Recorded data
>>>
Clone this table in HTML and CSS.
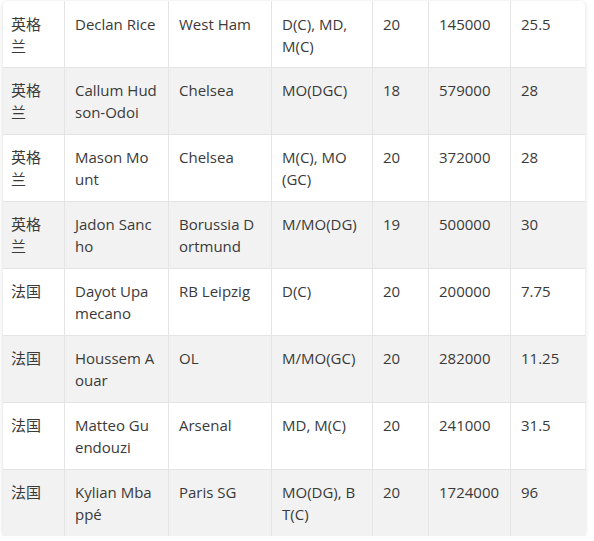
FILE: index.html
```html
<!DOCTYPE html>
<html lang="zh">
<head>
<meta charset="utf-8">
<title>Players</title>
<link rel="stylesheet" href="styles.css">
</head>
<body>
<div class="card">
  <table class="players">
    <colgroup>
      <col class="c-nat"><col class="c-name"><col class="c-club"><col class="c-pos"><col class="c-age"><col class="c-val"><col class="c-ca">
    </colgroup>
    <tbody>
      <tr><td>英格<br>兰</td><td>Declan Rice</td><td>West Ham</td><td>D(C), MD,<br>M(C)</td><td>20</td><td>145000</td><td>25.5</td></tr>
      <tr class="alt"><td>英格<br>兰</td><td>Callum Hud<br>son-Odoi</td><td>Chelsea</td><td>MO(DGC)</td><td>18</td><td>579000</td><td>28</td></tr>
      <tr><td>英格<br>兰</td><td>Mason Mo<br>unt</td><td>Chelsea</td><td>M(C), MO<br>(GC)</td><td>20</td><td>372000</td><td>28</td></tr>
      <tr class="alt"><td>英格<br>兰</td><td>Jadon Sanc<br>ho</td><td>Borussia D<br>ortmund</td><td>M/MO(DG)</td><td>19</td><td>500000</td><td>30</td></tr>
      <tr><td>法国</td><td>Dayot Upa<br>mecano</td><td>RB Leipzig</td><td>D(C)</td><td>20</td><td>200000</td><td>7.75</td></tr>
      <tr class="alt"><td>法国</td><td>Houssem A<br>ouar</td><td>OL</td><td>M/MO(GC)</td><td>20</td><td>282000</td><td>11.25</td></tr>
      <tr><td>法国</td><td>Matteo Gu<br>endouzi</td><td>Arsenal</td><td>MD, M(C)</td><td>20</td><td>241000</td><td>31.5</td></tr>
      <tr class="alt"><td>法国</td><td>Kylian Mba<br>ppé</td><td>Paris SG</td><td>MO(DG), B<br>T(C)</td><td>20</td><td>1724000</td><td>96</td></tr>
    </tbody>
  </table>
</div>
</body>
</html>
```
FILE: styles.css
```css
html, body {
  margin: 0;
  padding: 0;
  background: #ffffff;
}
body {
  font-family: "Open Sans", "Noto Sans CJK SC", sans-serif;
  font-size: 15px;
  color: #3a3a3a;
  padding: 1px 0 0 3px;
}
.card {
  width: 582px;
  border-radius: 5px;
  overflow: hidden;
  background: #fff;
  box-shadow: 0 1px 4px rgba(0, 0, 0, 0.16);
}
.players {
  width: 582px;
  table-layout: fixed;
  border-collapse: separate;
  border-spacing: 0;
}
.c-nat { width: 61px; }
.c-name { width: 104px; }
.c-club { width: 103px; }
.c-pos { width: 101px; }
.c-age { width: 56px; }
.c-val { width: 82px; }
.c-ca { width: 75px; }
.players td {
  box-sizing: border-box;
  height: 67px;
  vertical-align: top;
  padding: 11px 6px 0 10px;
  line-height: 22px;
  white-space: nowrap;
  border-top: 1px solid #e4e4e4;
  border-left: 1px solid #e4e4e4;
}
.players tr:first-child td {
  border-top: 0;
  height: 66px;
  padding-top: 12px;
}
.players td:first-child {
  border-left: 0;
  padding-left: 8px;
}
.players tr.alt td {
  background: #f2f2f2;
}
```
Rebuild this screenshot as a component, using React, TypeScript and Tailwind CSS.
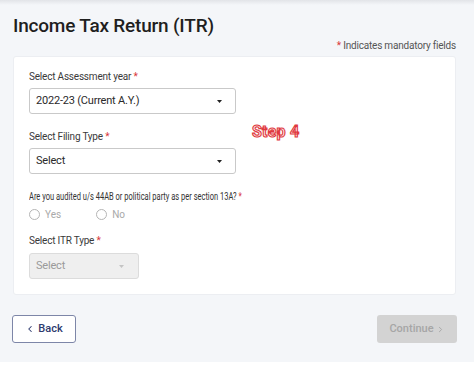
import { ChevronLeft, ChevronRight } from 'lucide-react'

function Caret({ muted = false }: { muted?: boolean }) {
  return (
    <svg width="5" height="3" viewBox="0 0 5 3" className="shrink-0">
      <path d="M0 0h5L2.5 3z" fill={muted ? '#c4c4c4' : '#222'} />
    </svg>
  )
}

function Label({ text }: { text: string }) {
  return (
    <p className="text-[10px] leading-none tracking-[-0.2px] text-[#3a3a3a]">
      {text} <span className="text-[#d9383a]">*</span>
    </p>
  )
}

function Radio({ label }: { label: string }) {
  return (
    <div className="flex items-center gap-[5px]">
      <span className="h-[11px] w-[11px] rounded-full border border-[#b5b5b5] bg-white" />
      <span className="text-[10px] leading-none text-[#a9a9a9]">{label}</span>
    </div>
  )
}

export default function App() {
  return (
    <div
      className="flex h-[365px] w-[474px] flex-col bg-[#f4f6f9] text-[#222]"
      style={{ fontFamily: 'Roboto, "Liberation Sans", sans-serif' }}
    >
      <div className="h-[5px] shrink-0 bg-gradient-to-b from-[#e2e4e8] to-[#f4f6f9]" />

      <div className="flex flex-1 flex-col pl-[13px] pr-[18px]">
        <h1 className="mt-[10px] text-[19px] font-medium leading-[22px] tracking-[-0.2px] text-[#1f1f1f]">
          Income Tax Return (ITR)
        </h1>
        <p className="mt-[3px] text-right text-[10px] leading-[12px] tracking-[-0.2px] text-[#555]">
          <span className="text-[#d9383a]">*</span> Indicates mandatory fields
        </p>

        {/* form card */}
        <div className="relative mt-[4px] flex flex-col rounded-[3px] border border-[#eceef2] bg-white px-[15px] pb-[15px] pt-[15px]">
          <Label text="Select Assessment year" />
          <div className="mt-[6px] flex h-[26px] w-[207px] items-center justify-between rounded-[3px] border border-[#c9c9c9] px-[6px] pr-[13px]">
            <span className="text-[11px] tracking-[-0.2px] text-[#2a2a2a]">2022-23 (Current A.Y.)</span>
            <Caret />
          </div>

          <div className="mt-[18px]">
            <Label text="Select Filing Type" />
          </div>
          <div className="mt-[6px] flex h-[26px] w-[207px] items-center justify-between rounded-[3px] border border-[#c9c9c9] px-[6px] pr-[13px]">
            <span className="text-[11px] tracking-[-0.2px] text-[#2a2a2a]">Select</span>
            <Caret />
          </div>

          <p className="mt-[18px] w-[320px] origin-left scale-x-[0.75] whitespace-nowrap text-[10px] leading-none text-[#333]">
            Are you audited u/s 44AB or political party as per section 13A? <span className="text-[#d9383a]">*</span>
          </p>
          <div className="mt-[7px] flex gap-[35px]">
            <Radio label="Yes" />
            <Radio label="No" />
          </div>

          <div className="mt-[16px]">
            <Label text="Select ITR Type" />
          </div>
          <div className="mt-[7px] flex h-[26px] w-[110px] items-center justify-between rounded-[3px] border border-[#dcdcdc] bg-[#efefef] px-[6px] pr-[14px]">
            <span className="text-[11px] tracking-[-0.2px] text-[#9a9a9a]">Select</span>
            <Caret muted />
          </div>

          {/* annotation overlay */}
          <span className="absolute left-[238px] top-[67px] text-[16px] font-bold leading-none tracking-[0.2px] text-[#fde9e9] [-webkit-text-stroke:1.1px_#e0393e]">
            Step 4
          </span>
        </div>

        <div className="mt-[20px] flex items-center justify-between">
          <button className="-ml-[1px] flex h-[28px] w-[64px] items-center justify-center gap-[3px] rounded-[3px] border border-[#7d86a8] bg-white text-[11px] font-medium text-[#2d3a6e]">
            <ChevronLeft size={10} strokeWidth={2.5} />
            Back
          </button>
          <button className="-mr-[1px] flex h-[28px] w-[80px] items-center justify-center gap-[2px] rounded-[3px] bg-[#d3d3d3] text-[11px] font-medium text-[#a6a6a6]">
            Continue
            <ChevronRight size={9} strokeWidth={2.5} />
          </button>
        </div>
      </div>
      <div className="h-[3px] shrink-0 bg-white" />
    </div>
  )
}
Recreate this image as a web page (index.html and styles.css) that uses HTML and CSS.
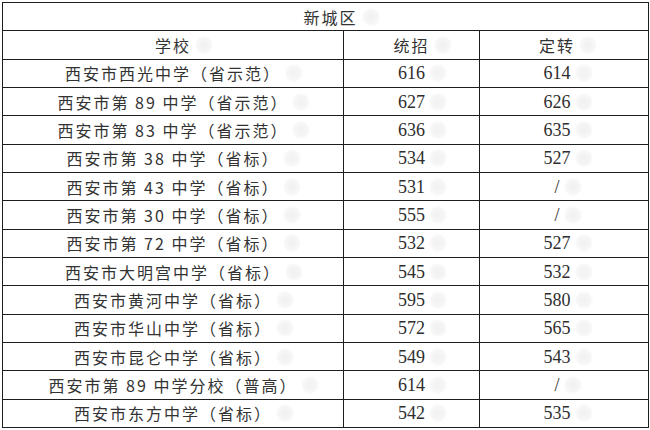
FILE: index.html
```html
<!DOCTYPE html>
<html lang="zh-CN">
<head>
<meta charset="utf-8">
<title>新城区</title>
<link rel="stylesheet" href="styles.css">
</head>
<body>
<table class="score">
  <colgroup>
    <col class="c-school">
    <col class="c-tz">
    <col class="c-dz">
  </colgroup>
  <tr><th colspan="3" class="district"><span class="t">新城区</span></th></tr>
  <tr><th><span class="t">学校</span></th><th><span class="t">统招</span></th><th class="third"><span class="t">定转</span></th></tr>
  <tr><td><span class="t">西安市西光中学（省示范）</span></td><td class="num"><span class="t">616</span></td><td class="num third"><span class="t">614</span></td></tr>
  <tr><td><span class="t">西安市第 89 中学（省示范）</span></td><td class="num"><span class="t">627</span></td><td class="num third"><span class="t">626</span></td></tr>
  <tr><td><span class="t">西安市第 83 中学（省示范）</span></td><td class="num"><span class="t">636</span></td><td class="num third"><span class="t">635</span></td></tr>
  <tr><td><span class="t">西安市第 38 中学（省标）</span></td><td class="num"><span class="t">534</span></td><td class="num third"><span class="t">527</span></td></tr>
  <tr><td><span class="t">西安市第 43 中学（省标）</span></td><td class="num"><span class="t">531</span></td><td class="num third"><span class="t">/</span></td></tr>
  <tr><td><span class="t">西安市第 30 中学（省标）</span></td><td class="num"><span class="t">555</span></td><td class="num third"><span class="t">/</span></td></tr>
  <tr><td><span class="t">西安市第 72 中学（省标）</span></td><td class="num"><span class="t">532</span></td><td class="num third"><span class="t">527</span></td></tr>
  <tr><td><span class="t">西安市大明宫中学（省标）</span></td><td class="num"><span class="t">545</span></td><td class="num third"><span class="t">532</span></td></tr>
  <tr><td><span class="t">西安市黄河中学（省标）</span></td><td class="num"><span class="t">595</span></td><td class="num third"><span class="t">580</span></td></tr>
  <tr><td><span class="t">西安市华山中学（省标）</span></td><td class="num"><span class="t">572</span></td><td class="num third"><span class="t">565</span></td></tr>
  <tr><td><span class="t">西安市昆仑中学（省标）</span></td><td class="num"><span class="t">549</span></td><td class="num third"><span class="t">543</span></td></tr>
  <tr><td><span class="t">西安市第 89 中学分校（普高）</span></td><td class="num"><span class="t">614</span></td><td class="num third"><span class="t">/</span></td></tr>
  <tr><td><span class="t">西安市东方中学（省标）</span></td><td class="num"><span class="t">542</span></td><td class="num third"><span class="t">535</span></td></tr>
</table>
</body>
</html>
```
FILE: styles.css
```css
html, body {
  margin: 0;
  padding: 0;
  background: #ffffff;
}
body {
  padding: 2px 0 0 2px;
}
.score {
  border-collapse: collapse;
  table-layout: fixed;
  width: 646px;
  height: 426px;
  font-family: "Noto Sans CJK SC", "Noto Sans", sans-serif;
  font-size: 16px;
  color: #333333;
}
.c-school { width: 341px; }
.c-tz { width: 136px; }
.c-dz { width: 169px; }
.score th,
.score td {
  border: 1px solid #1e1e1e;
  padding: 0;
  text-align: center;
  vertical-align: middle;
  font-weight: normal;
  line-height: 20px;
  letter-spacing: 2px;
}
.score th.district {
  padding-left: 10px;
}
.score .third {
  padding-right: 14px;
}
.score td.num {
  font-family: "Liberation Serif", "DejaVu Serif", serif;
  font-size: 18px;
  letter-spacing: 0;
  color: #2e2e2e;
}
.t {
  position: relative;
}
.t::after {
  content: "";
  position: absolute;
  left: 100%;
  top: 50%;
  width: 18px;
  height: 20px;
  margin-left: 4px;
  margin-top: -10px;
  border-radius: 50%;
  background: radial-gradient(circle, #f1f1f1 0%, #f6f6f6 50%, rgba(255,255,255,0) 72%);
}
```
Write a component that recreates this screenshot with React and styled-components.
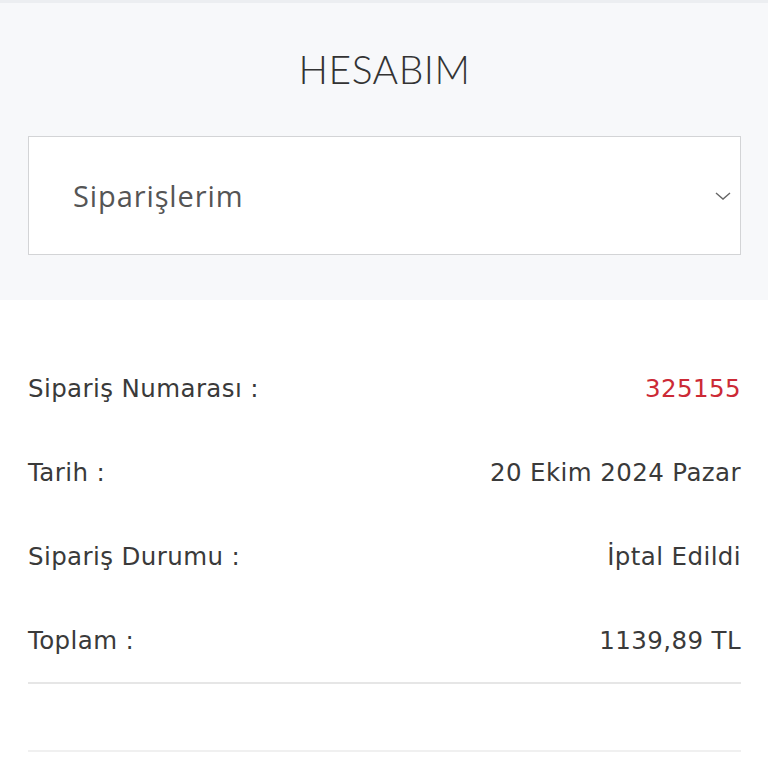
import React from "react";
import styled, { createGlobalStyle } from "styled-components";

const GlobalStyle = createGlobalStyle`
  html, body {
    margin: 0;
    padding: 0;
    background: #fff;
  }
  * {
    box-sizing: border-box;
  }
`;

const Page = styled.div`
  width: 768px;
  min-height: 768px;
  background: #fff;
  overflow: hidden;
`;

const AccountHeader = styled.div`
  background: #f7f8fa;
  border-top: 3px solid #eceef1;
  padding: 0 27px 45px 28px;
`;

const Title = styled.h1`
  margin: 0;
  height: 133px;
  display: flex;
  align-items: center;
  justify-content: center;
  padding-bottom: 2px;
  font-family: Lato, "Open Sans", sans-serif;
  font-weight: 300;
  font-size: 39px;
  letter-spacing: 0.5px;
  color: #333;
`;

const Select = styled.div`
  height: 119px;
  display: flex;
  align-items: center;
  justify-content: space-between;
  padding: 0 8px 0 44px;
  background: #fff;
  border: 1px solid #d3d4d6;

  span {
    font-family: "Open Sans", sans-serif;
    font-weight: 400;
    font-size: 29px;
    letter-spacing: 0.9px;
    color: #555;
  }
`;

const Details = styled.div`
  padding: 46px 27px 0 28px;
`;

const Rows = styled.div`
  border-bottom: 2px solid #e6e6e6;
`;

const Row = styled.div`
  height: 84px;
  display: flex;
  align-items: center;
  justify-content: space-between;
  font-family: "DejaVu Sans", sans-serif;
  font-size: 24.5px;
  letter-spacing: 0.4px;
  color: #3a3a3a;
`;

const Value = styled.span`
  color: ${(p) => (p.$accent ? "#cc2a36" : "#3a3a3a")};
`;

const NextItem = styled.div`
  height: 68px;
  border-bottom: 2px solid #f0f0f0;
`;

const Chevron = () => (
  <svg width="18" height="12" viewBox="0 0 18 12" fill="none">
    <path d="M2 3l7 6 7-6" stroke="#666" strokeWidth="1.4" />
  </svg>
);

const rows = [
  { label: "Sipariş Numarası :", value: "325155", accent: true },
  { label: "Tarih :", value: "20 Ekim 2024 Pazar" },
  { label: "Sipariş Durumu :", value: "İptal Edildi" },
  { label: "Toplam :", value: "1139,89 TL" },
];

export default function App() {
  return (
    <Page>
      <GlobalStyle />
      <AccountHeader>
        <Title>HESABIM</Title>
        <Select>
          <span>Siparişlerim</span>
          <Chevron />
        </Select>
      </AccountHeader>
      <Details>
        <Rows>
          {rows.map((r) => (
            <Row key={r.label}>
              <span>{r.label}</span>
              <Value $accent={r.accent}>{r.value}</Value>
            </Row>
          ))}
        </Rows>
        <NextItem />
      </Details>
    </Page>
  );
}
<<<
> _WHAT TO DO_
Your task is to reproduce only the lines from the one with "Write a component" through the one with "border: 1px solid #d3d4d6;", keeping both ends. Skip every picture.

> _WORKED ANSWER_
Write a component that recreates this screenshot with React and styled-components.
import React from "react";
import styled, { createGlobalStyle } from "styled-components";

const GlobalStyle = createGlobalStyle`
  html, body {
    margin: 0;
    padding: 0;
    background: #fff;
  }
  * {
    box-sizing: border-box;
  }
`;

const Page = styled.div`
  width: 768px;
  min-height: 768px;
  background: #fff;
  overflow: hidden;
`;

const AccountHeader = styled.div`
  background: #f7f8fa;
  border-top: 3px solid #eceef1;
  padding: 0 27px 45px 28px;
`;

const Title = styled.h1`
  margin: 0;
  height: 133px;
  display: flex;
  align-items: center;
  justify-content: center;
  padding-bottom: 2px;
  font-family: Lato, "Open Sans", sans-serif;
  font-weight: 300;
  font-size: 39px;
  letter-spacing: 0.5px;
  color: #333;
`;

const Select = styled.div`
  height: 119px;
  display: flex;
  align-items: center;
  justify-content: space-between;
  padding: 0 8px 0 44px;
  background: #fff;
  border: 1px solid #d3d4d6;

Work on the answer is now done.